The video focuses on unmet broadband needs in Cle Elum (pop. 2,037), a town nestled in the Cascade Mountains of central Washington state.

“Quite a few people move out to this area because it’s gorgeous, but people are reluctant to open small businesses due to the lack of reliable internet,” Audrey Malek, founding partner of Basecamp Outfitters, says on camera.

The solution — at least according to MiMi Aung, senior manager at Project Kuiper — is the 3,236-satellite constellation that her team is planning to start testing in orbit as early as next year.

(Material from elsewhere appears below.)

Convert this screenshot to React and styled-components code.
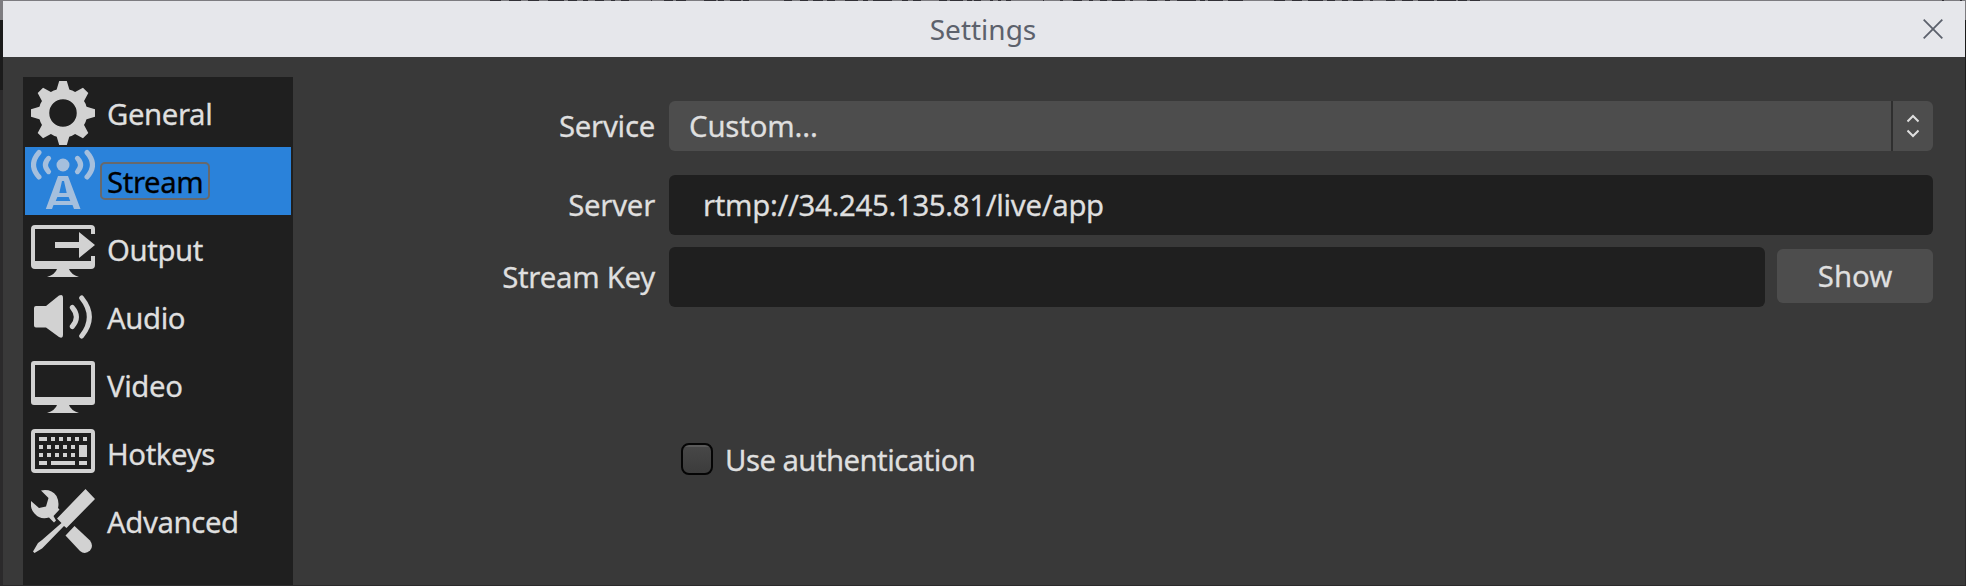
import React from "react";
import styled, { createGlobalStyle } from "styled-components";

const Global = createGlobalStyle`
  * { box-sizing: border-box; }
  body { margin: 0; background: #2b2b2c; overflow: hidden; }
`;

// Start and end of each dark run of the window text that shows above the dialog.
const runs = [
  [490, 501], [509, 521], [528, 539], [548, 564], [568, 577], [583, 588], [595, 604],
  [611, 615], [621, 629], [651, 652], [664, 673], [676, 686], [704, 716], [718, 724],
  [730, 741], [743, 749], [784, 792], [800, 808], [813, 823], [827, 835], [845, 858],
  [863, 868], [873, 892], [902, 908], [913, 921], [939, 947], [950, 963], [967, 972],
  [974, 981], [990, 993], [998, 1001], [1006, 1011], [1043, 1044], [1060, 1063],
  [1073, 1082], [1089, 1093], [1100, 1107], [1112, 1125], [1130, 1133], [1147, 1157],
  [1165, 1170], [1177, 1196], [1200, 1205], [1208, 1223], [1228, 1243], [1274, 1285],
  [1292, 1302], [1308, 1323], [1327, 1335], [1342, 1348], [1353, 1363], [1370, 1373],
  [1386, 1395], [1402, 1413], [1418, 1434], [1437, 1456], [1458, 1467], [1470, 1480],
  [1942, 1944], [1960, 1962],
];
const runStops = runs
  .map(([a, b]) => `#7d7c80 ${a}px, #313036 ${a}px, #313036 ${b}px, #7d7c80 ${b}px`)
  .join(", ");

const Desktop = styled.div`
  width: 1966px;
  height: 586px;
  padding: 1px 1px 1px 3px;
  background:
    linear-gradient(90deg, ${runStops}) 0 0 / 100% 1px no-repeat,
    linear-gradient(#7d7c80, #7d7c80) 0 1px / 100% 19px no-repeat,
    linear-gradient(#1b1b1b, #1b1b1b) 0 20px / 100% 70px no-repeat,
    #2b2a2b;
  font: 29.33px/40px "Noto Sans", sans-serif;
  letter-spacing: -0.15px;
  -webkit-text-stroke: 0.3px currentColor;
  color: #dfdfdf;
`;

const Dialog = styled.div`
  height: 584px;
  display: flex;
  flex-direction: column;
  background: #393939;
`;

const TitleBar = styled.header`
  height: 56px;
  flex: none;
  display: grid;
  grid-template-columns: 62px 1fr 64px;
  align-items: center;
  background: #e6e7eb;
  color: #5c616c;
`;

const Title = styled.h1`
  grid-column: 2;
  margin: 0;
  font-size: 28px;
  font-weight: 400;
  line-height: 40px;
  letter-spacing: 0;
  text-align: center;
  -webkit-text-stroke: 0;
`;

const CloseButton = styled.button`
  border: 0;
  padding: 0;
  background: none;
  display: flex;
  justify-content: center;
`;

const Body = styled.div`
  flex: 1;
  min-height: 0;
  display: flex;
  padding: 20px 32px 0 20px;
`;

const Sidebar = styled.nav`
  width: 270px;
  padding: 2px;
  background: #1f1f1f;
`;

const NavItem = styled.div`
  height: 68px;
  padding-left: 6px;
  display: flex;
  align-items: center;
  gap: 5px;
  background: ${(p) => (p.$active ? "#2a82da" : "transparent")};
  color: ${(p) => (p.$active ? "#000" : "#dfdfdf")};
  & > svg { color: ${(p) => (p.$active ? "#a5bfdd" : "#d2d2d2")}; flex: none; }
`;

const NavLabel = styled.span`
  height: 38px;
  padding: 1px 5px 0;
  border: 2px solid ${(p) => (p.$active ? "#67696c" : "transparent")};
  border-radius: 5px;
  line-height: 34px;
  letter-spacing: -0.4px;
`;

const Form = styled.form`
  flex: 1;
  display: grid;
  grid-template-columns: 363px 1264px;
  grid-template-rows: 50px 24px 60px 12px 60px 136px 32px;
  column-gap: 13px;
  align-items: center;
  padding-top: 24px;
  align-content: start;
`;

const Label = styled.label`
  grid-column: 1;
  grid-row: ${(p) => p.$row};
  padding-right: 1px;
  text-align: right;
  letter-spacing: -0.25px;
`;

const Field = styled.div`
  grid-column: 2;
  grid-row: ${(p) => p.$row};
  display: flex;
  align-items: center;
  gap: 12px;
`;

const Select = styled.div`
  flex: 1;
  height: 50px;
  display: flex;
  border-radius: 6px;
  background: #4d4d4d;
`;

const SelectValue = styled.span`
  flex: 1;
  padding: 5px 0 0 20px;
`;

const SelectArrows = styled.span`
  width: 42px;
  border-left: 2px solid #2f2f2f;
  display: flex;
  align-items: center;
  justify-content: center;
`;

const Input = styled.input`
  flex: 1;
  min-width: 0;
  height: 60px;
  border: 0;
  border-radius: 6px;
  padding: 0 33px 1px 34px;
  background: #1f1f1f;
  color: #dfdfdf;
  font: inherit;
  letter-spacing: -0.32px;
  outline: none;
`;

const Button = styled.button`
  width: 156px;
  height: 54px;
  margin-bottom: 2px;
  border: 0;
  border-radius: 6px;
  padding: 0;
  background: #4d4d4d;
  color: #dfdfdf;
  font: inherit;
`;

const Check = styled.label`
  grid-column: 2;
  grid-row: 7;
  display: flex;
  align-items: center;
  gap: 12px;
  padding-left: 12px;
  letter-spacing: -0.55px;
`;

const CheckText = styled.span`
  padding-top: 2px;
`;

const Box = styled.span`
  width: 32px;
  height: 32px;
  border: 2px solid #050505;
  border-radius: 8px;
  background: linear-gradient(#5a5a5a 0 2px, #474747 2px, #3c3c3c);
`;

const Icon = ({ children }) => (
  <svg width="64" height="64" viewBox="0 0 64 64" fill="currentColor">{children}</svg>
);

const teeth = [0, 45, 90, 135, 180, 225, 270, 315];
const GearIcon = () => (
  <Icon>
    <circle cx="32" cy="32" r="19" fill="none" stroke="currentColor" strokeWidth="10.5" />
    {teeth.map((a) => (
      <path key={a} d="M28.2 0H35.8L38.8 10L43 14H21L25.2 10Z" transform={`rotate(${a} 32 32)`} />
    ))}
  </Icon>
);

const StreamIcon = () => (
  <Icon>
    <circle cx="32" cy="16" r="6.5" />
    <g fill="none" stroke="currentColor" strokeWidth="5" strokeLinecap="round">
      <path d="M17.6 9.3Q11.2 16 17.6 22.7M46.4 9.3Q52.8 16 46.4 22.7" />
      <path d="M8 3.5Q-3 16 8 28M56 3.5Q67 16 56 28" />
    </g>
    <path fillRule="evenodd" d="M27 27H37L49.5 60H43L41.5 56H22.5L21 60H14.8ZM31 32L28.3 44H35.7L33 32ZM26.4 48L24.7 52H39.3L37.6 48Z" />
  </Icon>
);

const Stand = () => <path d="M26 52H38Q39.5 57 48 60H16Q24.5 57 26 52Z" />;

const OutputIcon = () => (
  <Icon>
    <path d="M4 8H60Q64 8 64 12V17H60V12H4V44H60V39H64V48Q64 52 60 52H4Q0 52 0 48V12Q0 8 4 8Z" />
    <path d="M24 25H48V15L64 28L48 41V31H24Z" />
    <Stand />
  </Icon>
);

const VideoIcon = () => (
  <Icon>
    <path fillRule="evenodd" d="M3 8H61Q64 8 64 11V49Q64 52 61 52H3Q0 52 0 49V11Q0 8 3 8ZM4 12V44H60V12Z" />
    <Stand />
  </Icon>
);

const AudioIcon = () => (
  <Icon>
    <path d="M5 21H15L28 10.5Q32 8.5 32 13V50Q32 54 28 52L15 42.5H5Q3 42.5 3 40.5V23Q3 21 5 21Z" />
    <g fill="none" stroke="currentColor" strokeWidth="5" strokeLinecap="round">
      <path d="M41.3 22.5Q49.5 32 41.3 41.5M50.7 13Q66 32 50.7 51" />
    </g>
  </Icon>
);

const KeyboardIcon = () => (
  <Icon>
    <rect x="2" y="10" width="60" height="40" rx="2" fill="none" stroke="currentColor" strokeWidth="4" />
    <path d="M8 16h8v4h-8zM20 16h4v4h-4zM28 16h4v4h-4zM36 16h4v4h-4zM44 16h4v4h-4zM52 16h4v4h-4z" />
    <path d="M8 24h4v4h-4zM16 24h4v4h-4zM24 24h4v4h-4zM32 24h4v4h-4zM40 24h4v4h-4zM48 24h8v12h-8z" />
    <path d="M8 32h4v4h-4zM16 32h4v4h-4zM24 32h4v4h-4zM32 32h4v4h-4zM40 32h4v4h-4z" />
    <path d="M8 40h8v4h-8zM20 40h24v4h-24zM48 40h8v4h-8z" />
  </Icon>
);

const ToolsIcon = () => (
  <Icon>
    <path d="M54.5 0L64 10L35.5 39L33 37L14 56.5L11 59.5L3.5 64L2 62.5L7 54L11 51L30.5 34L26 29.5Z" />
    <path d="M10 1.5Q20 -.5 25.5 7Q28.5 13 27 19L28.5 20.5L22.5 27L25 31.5L23 33.5L18 28.5Q9 31 3.5 24.5Q-1 20 0 12L8 19L15 17.5L17.5 9Z" />
    <path d="M43.5 37L59 51.5Q63 57 59 61.5Q54 66 49 62L34.5 46.5Z" />
  </Icon>
);

const items = [
  ["General", GearIcon],
  ["Stream", StreamIcon],
  ["Output", OutputIcon],
  ["Audio", AudioIcon],
  ["Video", VideoIcon],
  ["Hotkeys", KeyboardIcon],
  ["Advanced", ToolsIcon],
];

export default function App() {
  return (
    <Desktop>
      <Global />
      <Dialog>
        <TitleBar>
          <Title>Settings</Title>
          <CloseButton aria-label="Close">
            <svg width="20" height="20" viewBox="0 0 20 20" stroke="#5c616c" strokeWidth="1.8">
              <path d="M.7.7L19.3 19.3M19.3.7L.7 19.3" />
            </svg>
          </CloseButton>
        </TitleBar>
        <Body>
          <Sidebar>
            {items.map(([name, Glyph]) => (
              <NavItem key={name} $active={name === "Stream"}>
                <Glyph />
                <NavLabel $active={name === "Stream"}>{name}</NavLabel>
              </NavItem>
            ))}
          </Sidebar>
          <Form>
            <Label $row={1}>Service</Label>
            <Field $row={1}>
              <Select>
                <SelectValue>Custom...</SelectValue>
                <SelectArrows>
                  <svg width="12" height="24" viewBox="0 0 12 24" fill="none" stroke="#dfdfdf" strokeWidth="2">
                    <path d="M.5 7.5L6 2L11.5 7.5M.5 16.5L6 22L11.5 16.5" />
                  </svg>
                </SelectArrows>
              </Select>
            </Field>
            <Label $row={3}>Server</Label>
            <Field $row={3}>
              <Input defaultValue="rtmp://34.245.135.81/live/app" />
            </Field>
            <Label $row={5}>Stream Key</Label>
            <Field $row={5}>
              <Input />
              <Button type="button">Show</Button>
            </Field>
            <Check>
              <Box />
              <CheckText>Use authentication</CheckText>
            </Check>
          </Form>
        </Body>
      </Dialog>
    </Desktop>
  );
}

“Even just right here in our backyard, right outside Redmond, there are areas where there is no internet connection, or extraordinarily poor connection, and we can make a huge impact right away,” said Aung, who came to Amazon from NASA’s Jet Propulsion Laboratory, where she headed up the project team behind the Ingenuity helicopter on Mars.

Tyson Lamoreaux, vice president of network and infrastructure at Project Kuiper, stressed the potential for extending the reach of existing telecom infrastructure.

“Existing broadband providers and cellular providers can use Kuiper to be able to put a cellular tower in a place that’s currently a dead zone, where right now they may not have any other option available to them ” he said. “And we can go close those gaps in cellular service all over the globe.”

The video provides a few glimpses inside Project Kuiper’s headquarters in Redmond, Wash., and a few hints at what its broadband service will offer when it becomes available sometime in the next few years.

“Affordability is Job One for us,” said Rajeev Badyal, vice president of technology for Project Kuiper. “That’s really important for us to keep that cost low, because if we don’t, it’s very difficult to get the unserved and underserved connected to our service. So we took on the challenge to design our satellites two orders of magnitude cheaper.”

There are no glimpses, however, at the satellites themselves. “We’re designing the solar arrays, we’re designing the reaction wheels,” Badyal said.

More than a year ago, Amazon won the Federal Communications Commission’s conditional approval to put the first wave of its satellites in low Earth orbit — and announced that it’ll spend more than $10 billion on the project. However, Amazon is still working with the FCC on the details — including plans for minimizing orbital debris and sharing spectrum with the likes of SpaceX’s Starlink network and the OneWeb satellite constellation.

Most of the video released this week focuses on the obstacles that the residents of Cle Elum and its surroundings are currently facing, in a world where broadband internet access is becoming virtually essential. But the video doesn’t mention that Starlink is already available on a limited basis in communities ranging from Redmond (where SpaceX’s satellites are manufactured) to Cle Elum.